MR. WOOD: I don’t think anybody has been PNG’d, but let me get back to you with some more details on that.
QUESTION: Getting back to your original statement, do you have anything broader to say about the drift of politics in Nicaragua? Reportedly, the government there is really sort of clamping down generally on civil society --
MR. WOOD: Well, we are obviously concerned. I mean, certainly the period leading up to the elections was not a period that was conducive to bringing about free and fair elections. But I really want to withhold further comment until the actual official results have been made known.
QUESTION: On Kosovo. Mr. Wood, the U.S. will continue to take part in the international (inaudible) mission in Kosovo regardless of the outcome (inaudible) election, NATO Secretary General Jaap de Hoop Scheffer stated today. I am wondering if he has been authorized by the U.S. Government to express such an opinion.
MR. WOOD: Look, the NATO Secretary General has his own opinions. He speaks for NATO. I don’t have any comment.
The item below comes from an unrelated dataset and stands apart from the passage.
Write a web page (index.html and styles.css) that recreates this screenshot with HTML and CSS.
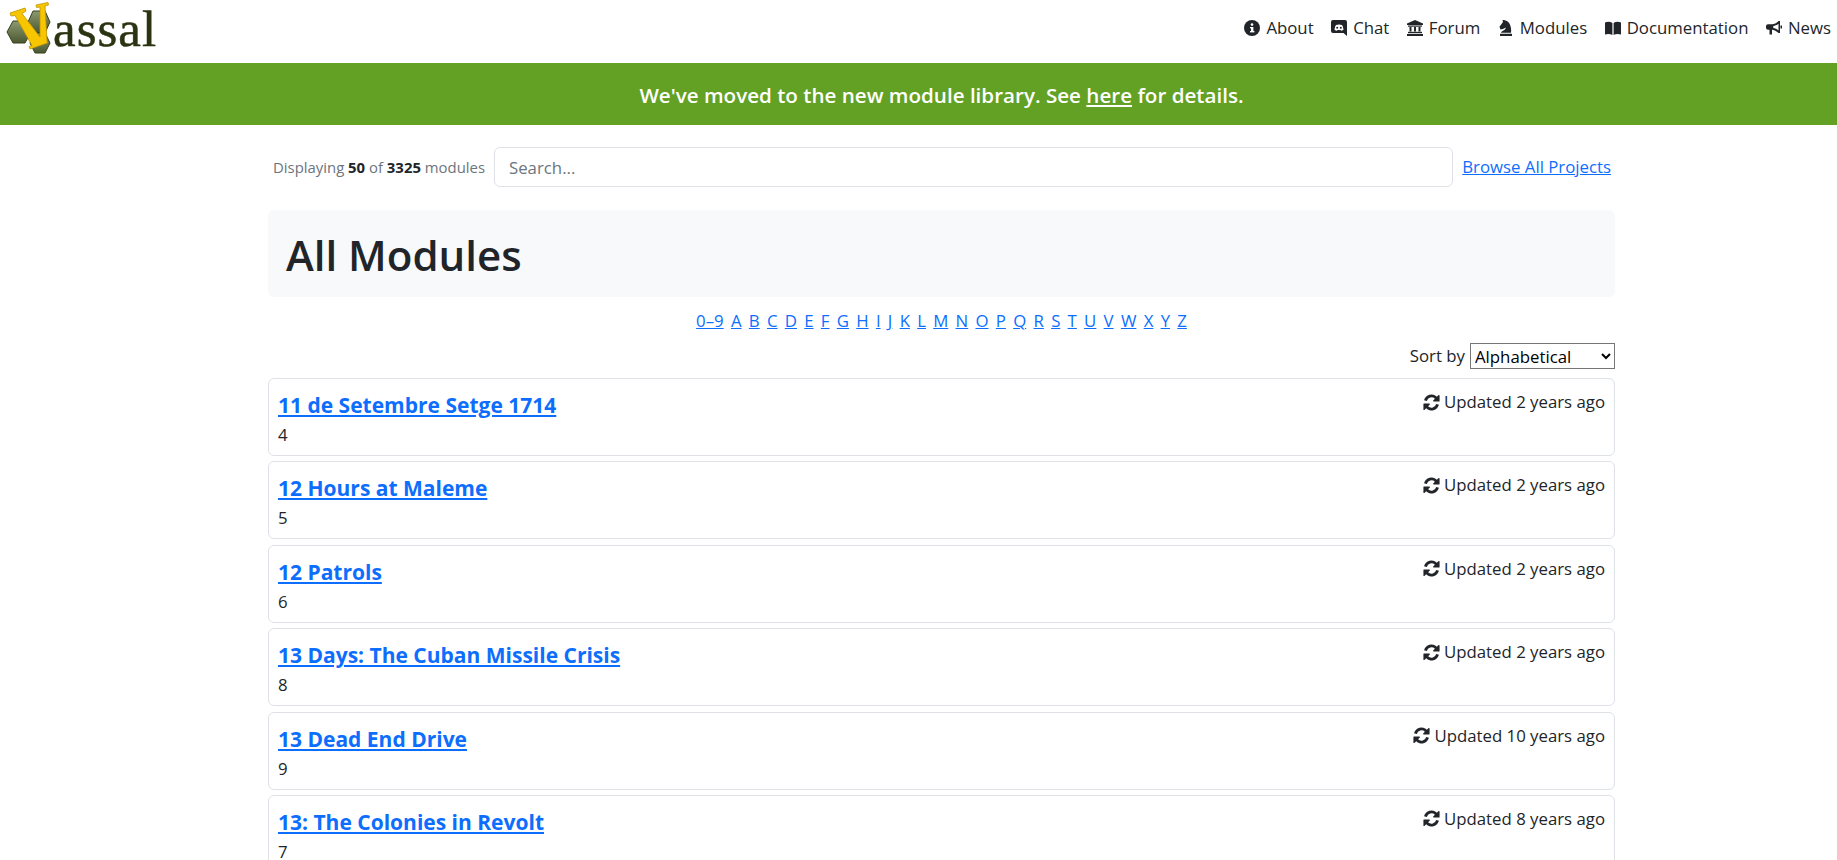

QUESTION: He’s stating on behalf of the U.S. Government.
MR. WOOD: He can’t speak on behalf of the U.S. Government. He speaks on behalf of NATO.
QUESTION: A follow-up. In this transition period, Mr. Wood, until President-elect Barack Obama is going to assume power January 20th, 2009, are you planning to review your policy vis-à-vis to Kosovo since it’s a political anomaly in the international arena and a destabilizing element of the entire Balkan peninsula?
MR. WOOD: Well, Mr. Lambros, you know our policy on Kosovo. And I again would refer you for any questions about the President-elect’s future policy with regard to the Balkans – I’d refer you to his campaign.
QUESTION: And the last one. Are you planning to, in this transition time, to stop at least violating the UN Security Resolution 1244 which ended the 1999 Kosovo war and (inaudible) sovereignty in the province?
MR. WOOD: Mr. Lambros, you know many folks have spoken from this podium about our policy on Kosovo. I don’t think I need to repeat that for you. I think you know very well what our policy is.
QUESTION: Thank you.
MR. WOOD: You’re welcome, sir.
Any other questions? Okay, thank you all.